Schneller Wiederausstieg? Das wird wohl nichts!

Das weiß auch ein Mann wie der gelernte Pilot Carsten Spohr. Schon das Wiederhochfahren des Flugbetriebs wird vor allem erstmal mehr Geld kosten als es einbringt. 2023, so hofft Spohr, werde man immer noch eine um 100 Flugzeuge kleinere Flotte in der Luft haben. Das dürfte eher das optimistische Szenario sein. Mit einem schnellen Ausstieg des Staates wird es da wohl nichts werden. Damit sind wir dann wieder bei der Commerzbank: Auch dort wollte der Bund eigentlich schnell wieder aussteigen.
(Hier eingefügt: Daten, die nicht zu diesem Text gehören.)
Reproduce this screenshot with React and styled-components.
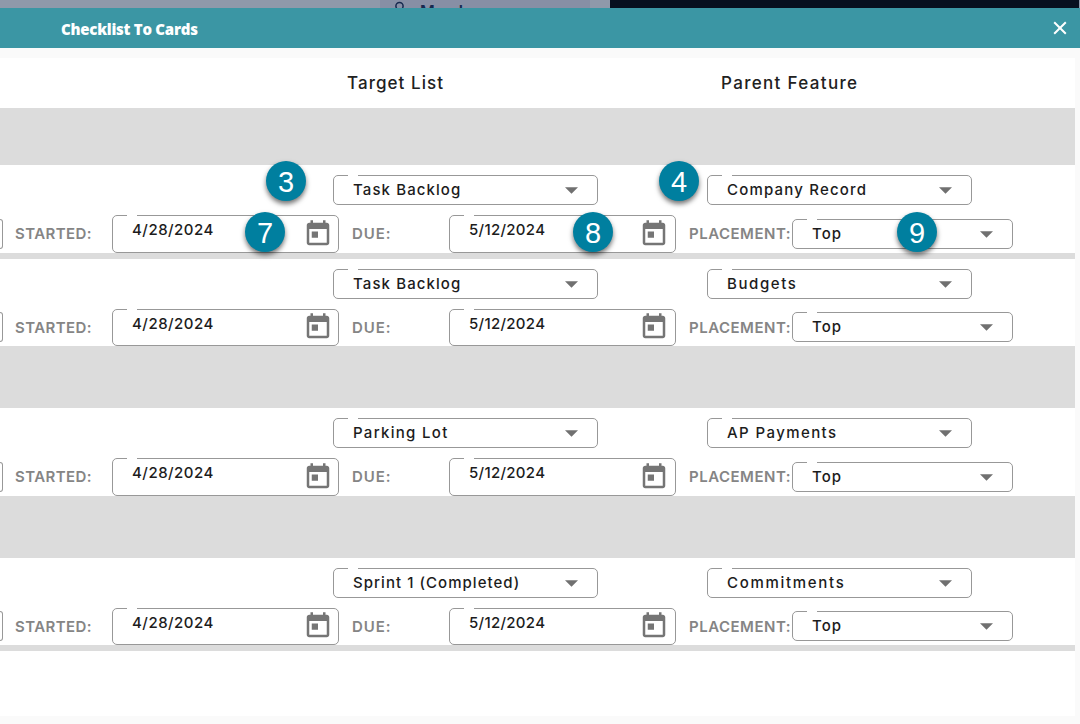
import React from 'react';
import styled, { createGlobalStyle } from 'styled-components';

const GlobalStyle = createGlobalStyle`
  * { box-sizing: border-box; }
  body {
    margin: 0;
    background: #fafafa;
    font-family: Inter, 'Liberation Sans', sans-serif;
    overflow: hidden;
  }
`;

const Page = styled.div`
  position: relative;
  width: 1080px;
  height: 724px;
  overflow: hidden;
  background: #fafafa;
`;

const Backdrop = styled.div`
  display: flex;
  height: 8px;
  overflow: hidden;
  background: #8f99aa;
`;

const BackdropTab = styled.div`
  display: flex;
  align-items: flex-start;
  width: 210px;
  height: 8px;
  margin-left: 380px;
  padding-left: 14px;
  overflow: hidden;
  background: #878fa5;
  color: #16294f;

  svg { flex: none; margin-top: 1px; }
`;

const BackdropLabel = styled.span`
  margin-left: 14px;
  font-size: 16px;
  line-height: 22px;
  font-weight: 600;
`;

const BackdropDark = styled.div`
  width: 469px;
  height: 8px;
  margin-left: 20px;
  background: #07101f;
`;

const TitleBar = styled.header`
  display: flex;
  align-items: center;
  justify-content: space-between;
  height: 40px;
  padding: 2px 13px 0 61px;
  background: #3b96a4;
  color: #fff;
`;

const Title = styled.h1`
  margin: 0;
  font: 800 15px/22px 'Open Sans', 'Noto Sans', sans-serif;
  letter-spacing: -0.25px;
`;

const CloseButton = styled.button`
  display: flex;
  width: 14px;
  height: 14px;
  margin-top: -2px;
  padding: 0;
  border: 0;
  background: none;
  color: inherit;
`;

const Panel = styled.main`
  width: 1075px;
  height: 658px;
  margin-top: 10px;
  background: #fff;
`;

const ColumnHeads = styled.div`
  display: flex;
  height: 50px;
  padding-left: 347px;
`;

const ColumnHead = styled.h2`
  flex: none;
  width: 374px;
  margin: 0;
  color: #212121;
  font-size: 17px;
  font-weight: 500;
  line-height: 50px;
  letter-spacing: ${(p) => p.$spacing}px;

  &:last-child { width: auto; }
`;

const Divider = styled.div`
  height: ${(p) => p.$height}px;
  background: #dcdcdc;
`;

const Row = styled.section`
  height: ${(p) => p.$height}px;
  padding-top: 10px;
`;

const TargetLine = styled.div`
  display: flex;
  gap: 109px;
  padding-left: 333px;
`;

const ScheduleLine = styled.div`
  display: flex;
  align-items: flex-start;
  height: ${(p) => p.$height}px;
  margin-top: 10px;
`;

const Outline = styled.div`
  position: relative;
  display: flex;
  flex: none;
  justify-content: space-between;
  border: 1px solid #989898;
  border-radius: 5px;
  color: #1c1c1c;
  font-size: 15px;
  font-weight: 500;
  white-space: nowrap;

  &::before {
    content: '';
    position: absolute;
    top: -1px;
    left: 14px;
    width: 10px;
    height: 1px;
    background: #fff;
  }
`;

const SelectBox = styled(Outline)`
  width: ${(p) => p.$width}px;
  height: 30px;
  padding: 0 19px;
  margin-top: ${(p) => p.$top || 0}px;
  line-height: 27px;

  svg { margin-top: 11px; }
`;

const DateBox = styled(Outline)`
  width: 227px;
  height: 100%;
  padding: 0 ${(p) => p.$inset}px 0 19px;
  line-height: 28px;

  svg { margin-top: ${(p) => p.$iconTop}px; }
`;

const Value = styled.span`
  letter-spacing: ${(p) => p.$spacing}px;
`;

const ClippedBox = styled.div`
  flex: none;
  width: 3px;
  height: 30px;
  margin-top: ${(p) => p.$top}px;
  border: 1px solid #989898;
  border-left: 0;
  border-radius: 0 5px 5px 0;
`;

const Label = styled.label`
  flex: none;
  width: ${(p) => p.$width}px;
  padding-left: ${(p) => p.$indent}px;
  color: #858585;
  font-size: 15px;
  font-weight: 600;
  line-height: 37px;
  letter-spacing: ${(p) => p.$spacing}px;
  white-space: nowrap;
`;

const Callout = styled.div`
  position: absolute;
  left: ${(p) => p.$x - 20}px;
  top: ${(p) => p.$y - 20}px;
  width: 40px;
  height: 40px;
  border-radius: 50%;
  background: #007f9f;
  box-shadow: 0 3px 5px rgba(0, 0, 0, 0.55);
  color: #fff;
  font: 400 29px/43px 'Liberation Sans', Arial, sans-serif;
  text-align: center;
`;

const Arrow = () => (
  <svg width="13" height="7" viewBox="0 0 13 7" fill="#707070">
    <path d="M0 .2h13L6.5 6.8z" />
  </svg>
);

const Calendar = () => (
  <svg width="30" height="30" viewBox="0 0 24 24" fill="#757575">
    <path d="M19 3h-1V1h-2v2H8V1H6v2H5c-1.11 0-1.99.9-1.99 2L3 19c0 1.1.89 2 2 2h14c1.1 0 2-.9 2-2V5c0-1.1-.9-2-2-2zm0 16H5V8h14v11zM7 10h5v5H7z" />
  </svg>
);

const Person = () => (
  <svg width="12" height="14" viewBox="0 0 12 14" fill="none" stroke="currentColor" strokeWidth="1.5">
    <circle cx="5.5" cy="5" r="3.6" />
    <path d="M1 14c0-4 2-5.2 4.5-5.2S10 10 10 14" />
  </svg>
);

function Select({ label, spacing, width, top }) {
  return (
    <SelectBox $width={width} $top={top}>
      <Value $spacing={spacing}>{label}</Value>
      <Arrow />
    </SelectBox>
  );
}

function DateField({ value, spacing, iconTop, inset }) {
  return (
    <DateBox $iconTop={iconTop} $inset={inset}>
      <Value $spacing={spacing}>{value}</Value>
      <Calendar />
    </DateBox>
  );
}

const rows = [
  { gap: 57, height: 88, list: ['Task Backlog', 1.1], feature: ['Company Record', 1.19] },
  { gap: 6, height: 87, list: ['Task Backlog', 1.1], feature: ['Budgets', 1.58] },
  { gap: 62, height: 88, list: ['Parking Lot', 1.3], feature: ['AP Payments', 1.41] },
  { gap: 62, height: 87, list: ['Sprint 1 (Completed)', 1.04], feature: ['Commitments', 1.7] },
];

const callouts = [
  { n: 3, x: 286, y: 181 },
  { n: 4, x: 679, y: 181 },
  { n: 7, x: 265, y: 232 },
  { n: 8, x: 593, y: 232 },
  { n: 9, x: 917, y: 232 },
];

function ChecklistRow({ height, list, feature }) {
  const lineHeight = height - 50;
  const boxTop = lineHeight - 34;
  const iconTop = lineHeight - 35;
  return (
    <Row $height={height}>
      <TargetLine>
        <Select label={list[0]} spacing={list[1]} width={265} />
        <Select label={feature[0]} spacing={feature[1]} width={265} />
      </TargetLine>
      <ScheduleLine $height={lineHeight}>
        <ClippedBox $top={boxTop} />
        <Label $width={109} $indent={12} $spacing={0.4}>STARTED:</Label>
        <DateField value="4/28/2024" spacing={0.5} iconTop={iconTop} inset={5} />
        <Label $width={110} $indent={13} $spacing={0.9}>DUE:</Label>
        <DateField value="5/12/2024" spacing={0.3} iconTop={iconTop} inset={6} />
        <Label $width={116} $indent={13} $spacing={0.5}>PLACEMENT:</Label>
        <Select label="Top" spacing={1.02} width={221} top={boxTop} />
      </ScheduleLine>
    </Row>
  );
}

export default function App() {
  return (
    <Page>
      <GlobalStyle />
      <Backdrop>
        <BackdropTab>
          <Person />
          <BackdropLabel>Members</BackdropLabel>
        </BackdropTab>
        <BackdropDark />
      </Backdrop>
      <TitleBar>
        <Title>Checklist To Cards</Title>
        <CloseButton aria-label="Close">
          <svg width="14" height="14" viewBox="0 0 14 14" stroke="currentColor" strokeWidth="2">
            <path d="M1.2 1.2l11.6 11.6M12.8 1.2L1.2 12.8" />
          </svg>
        </CloseButton>
      </TitleBar>
      <Panel>
        <ColumnHeads>
          <ColumnHead $spacing={1.06}>Target List</ColumnHead>
          <ColumnHead $spacing={1.33}>Parent Feature</ColumnHead>
        </ColumnHeads>
        {rows.map((row, i) => (
          <React.Fragment key={i}>
            <Divider $height={row.gap} />
            <ChecklistRow {...row} />
          </React.Fragment>
        ))}
        <Divider $height={6} />
      </Panel>
      {callouts.map((c) => (
        <Callout key={c.n} $x={c.x} $y={c.y}>{c.n}</Callout>
      ))}
    </Page>
  );
}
Gleichwohl ist der Aktienkurs der Bank nach wie vor auf Talfahrt, und niemand in Berlin hat den Mut, den mittlerweile noch 15-Prozent-Anteil zu verkaufen und damit enorme Verluste zu realisieren. 

Damit wird klar: Der Bund wird auf lange Sicht an Bord der Lufthansa bleiben. Schöne Aussichten sind das nicht. Doch eine bessere Lösung gibt es derzeit nicht.   

Anmerkung: Der Artikel erschien erstmals am 22.5.2020 und wurde am 26.05.2020 aktualisiert.